The site was quickly forwarded to several campus group list-servers but was shut down a few days later by the Harvard administration. Zuckerberg got into trouble, being charged by the administration with breach of security, violating copyrights and violating individual privacy and faced expulsion, but ultimately the charges were dropped.
The following semester, in January 2004, Mark began writing code for a new website. In February, 2004, he launched Thefacebook site, initially located at URL thefacebook.com. When Zuckerberg finished the site, he told a couple of friends, and one of them put it on an online mailing list. Immediately several dozen people joined, and then they were telling people at the other houses. It was like avalanche, within twenty-four hours, Thefacebook had somewhere between twelve hundred and fifteen hundred registrants.

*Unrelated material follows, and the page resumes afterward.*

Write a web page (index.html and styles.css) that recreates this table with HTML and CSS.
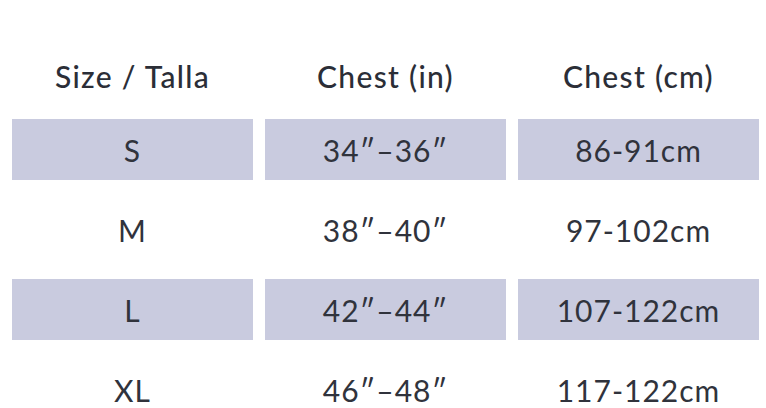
FILE: index.html
```html
<!DOCTYPE html>
<html>
<head>
<meta charset="utf-8">
<link rel="stylesheet" href="styles.css">
</head>
<body>
<div class="chart">
  <div class="head">
    <div class="hcell">Size / Talla</div>
    <div class="hcell">Chest (in)</div>
    <div class="hcell">Chest (cm)</div>
  </div>
  <div class="rows">
    <div class="cell shade">S</div>
    <div class="cell shade">34″–36″</div>
    <div class="cell shade">86-91cm</div>
    <div class="cell">M</div>
    <div class="cell">38″–40″</div>
    <div class="cell">97-102cm</div>
    <div class="cell shade">L</div>
    <div class="cell shade">42″–44″</div>
    <div class="cell shade">107-122cm</div>
    <div class="cell">XL</div>
    <div class="cell">46″–48″</div>
    <div class="cell">117-122cm</div>
  </div>
</div>
</body>
</html>
```
FILE: styles.css
```css
html, body {
  margin: 0;
  padding: 0;
  background: #ffffff;
}
body {
  font-family: Lato, "Open Sans", sans-serif;
  color: #2b2e37;
  overflow: hidden;
}
.chart {
  padding: 46px 7px 0 12px;
}
.head, .rows {
  display: grid;
  grid-template-columns: 241px 241px 241px;
  column-gap: 12px;
}
.head {
  margin-bottom: 12px;
}
.rows {
  row-gap: 19px;
}
.hcell {
  height: 61px;
  line-height: 61px;
  text-align: center;
  font-size: 30px;
  font-weight: 500;
  letter-spacing: 1.3px;
}
.cell {
  height: 61px;
  line-height: 63px;
  text-align: center;
  font-size: 30px;
  font-weight: 400;
  letter-spacing: 1px;
  color: #30333c;
}
.shade {
  background: #c9cbdf;
}
```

Initially membership was initially restricted to students of Harvard College, and within the first month, more than half the undergraduate population at Harvard was registered on the site. Mark soon attracted assistants, in order promote the website—Eduardo Saverin (business aspects), Dustin Moskovitz (programmer), Andrew McCollum (graphic artist), and Chris Hughes. In March 2004, Facebook expanded to 3 other Universities—Stanford, Columbia, and Yale. This expansion continued when it opened to all Ivy League and Boston area schools, and gradually most universities in Canada and the United States.
The company Facebook incorporated in the summer of 2004 and the entrepreneur Sean Parker, who had been informally advising Zuckerberg, became the company’s president. At the same time the company received its first investment of US$500000 from PayPal co-founder Peter Thiel and moved its base of operations to Palo Alto, California. The company dropped The from its name after purchasing the domain name facebook.com in 2005 for $200000.
Facebook launched a high school version in September 2005, at that time, high school networks required an invitation to join. Facebook later expanded membership eligibility to employees of several companies, including Microsoft and Apple. And finally on September 26, 2006, Facebook was opened to everyone of ages 13 and older with a valid e-mail address.
Users of Facebook can create profiles with photos, lists of personal interests, contact information and other personal information. Communicating with friends and other users can be done through private or public messages or a chat feature. Users can also create and join interest and fan groups, some of which are maintained by organizations as a means of advertising. To combat privacy concerns, Facebook enables users to choose their own privacy settings and choose who can see what parts of their profile.
Facebook is free to users and generates revenue from advertising, such as banner ads. By default, the viewing of detailed profile data is restricted to users from the same network and reasonable community limitations
Microsoft is Facebook’s exclusive partner for serving banner advertising, and as such Facebook only serves advertisements that exist in Microsoft’s advertisement inventory. According to comScore, an internet marketing research company, Facebook collects as much data from its visitors as Google and Microsoft, but considerably less than Yahoo!
Facebook has a number of features, with which users may interact. They include the Wall, a space on every user’s profile page that allows friends to post messages for the user to see and to post attachments, depending on privacy settings, anyone who can see a user’s profile can also view that user’s Wall; Pokes, which allows users to send a virtual poke to each other (a notification then tells a user that they have been poked); Photos, where users can upload albums and photos; Status, which allows users to inform their friends of their whereabouts and actions; etc.
The front-end servers of Facebook are running a PHP LAMP stack with the addition of Memcache, and the back-end services are written in a variety of languages including C++, Java, Python and Erlang. Other components of the Facebook infrastructure (which have been released as open source projects) include Scribe, Thrift and Cassandra, as well as existing open-source components such as ODS.
Today, Facebook is the leading social networking site based on monthly unique visitors, especially in English-speaking countries, including Canada, the United Kingdom and the United States, having overtaken main competitor MySpace in April 2008. ComScore reports that Facebook attracted 132.1 million unique visitors in June 2008, compared to MySpace, which attracted 117.6 million.
The website has won awards such as placement into the "Top 100 Classic Websites" by PC Magazine in 2007, and winning the "People’s Voice Award" from the Webby Awards in 2008.
As of January 2010 Zuckerberg is the youngest self-made businessman worth more than a billion dollars.